Diethylene glycol (DEG) markets across Asia entered a phase of sustained cost-driven inflation between March and May 2026, with prices in India (Kandla bulk) surging approximately 94 per cent from February lows to reach $0.892/kg by May 3, 2026. The corresponding China FOB export assessment rose ~93 per cent to $0.810/kg over the same period. Critically, this rally reflects upstream ethylene cost escalation and constrained glycol supply rather than genuine demand recovery a distinction with material implications for buyers and producers across the value chain.
Downstream consumption segments most notably Unsaturated Polyester Resins (UPR) and polyurethanes are operating at reduced utilisation rates, with procurement sentiment remaining defensively cautious. Elevated crude oil volatility, uncertain trade policy developments, and compressed processor margins have collectively suppressed discretionary buying, elongating procurement cycles and amplifying inventory destocking pressures.
DEG Price Trend Feb to May 2026
The Diethylene Glycol (DEG) market showed a steady upward trend from February to April, driven by firm feedstock ethylene costs, improved downstream demand from resins, polyester, and antifreeze industries, along with tighter regional supply conditions. Asia Domestic India (Kandla) bulk prices increased from approximately $0.46/kg in early February to nearly $0.89/kg by late April, reflecting an estimated rise of about 93.5 per cent, while Asia FOB China export prices rose from around $0.39/kg to $0.81/kg, indicating an increase of nearly 107.7 per cent.

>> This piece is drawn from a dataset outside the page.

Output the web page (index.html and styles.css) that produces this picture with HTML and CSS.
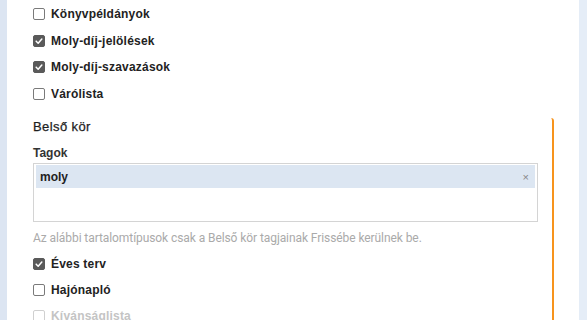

The market sentiment remained cautious despite the bullish pricing trend, as geopolitical tensions and uncertainty surrounding a potential US-Iran peace agreement continued to influence crude oil and feedstock market direction. Most downstream buyers maintained a wait-and-watch approach and avoided aggressive bulk purchasing until clearer pricing stability emerged.
Ethylene prices across all major trade routes recorded sharp, broad-based increases from the first week of March 2026. The escalation was driven by a combination of unplanned cracker outages in Northeast Asia, elevated naphtha and LPG feedstock costs amid firming crude oil, and accelerating demand from downstream ethylene derivatives including MEG, vinyl acetate, and polyethylene. European values diverged most sharply reaching $1.798/kg FD amplified by natural gas price volatility and energy transition compliance costs affecting production economics.

Although prices remained historically high towards late April, slight corrections emerged as buyers resisted higher offers and adopted a cautious wait-and-watch approach amid geopolitical uncertainty and expectations surrounding a possible US-Iran peace deal, which could influence crude oil and feedstock market direction.

For DEG Buyers: Maintain short-cycle procurement (2-4-week horizons). Avoid spot over-coverage above $0.90/kg India. Monitor ethylene cracker turnaround schedules for Q3 2026 as leading indicator of supply relief.
For DEG Producers: Cost pass-through viability remains constrained by demand resistance. Evaluate MEG/DEG split optimisation. Prioritise markets with lower price elasticity (functional fluids, pharma-adjacent).
For UPR & PU Processors: Engage in structured dialogue with DEG suppliers for quarterly pricing arrangements. Model downside DEG scenarios into finished goods pricing to avoid margin lock-in at elevated input costs.
For Traders & Distributors: Position cautiously on inventory.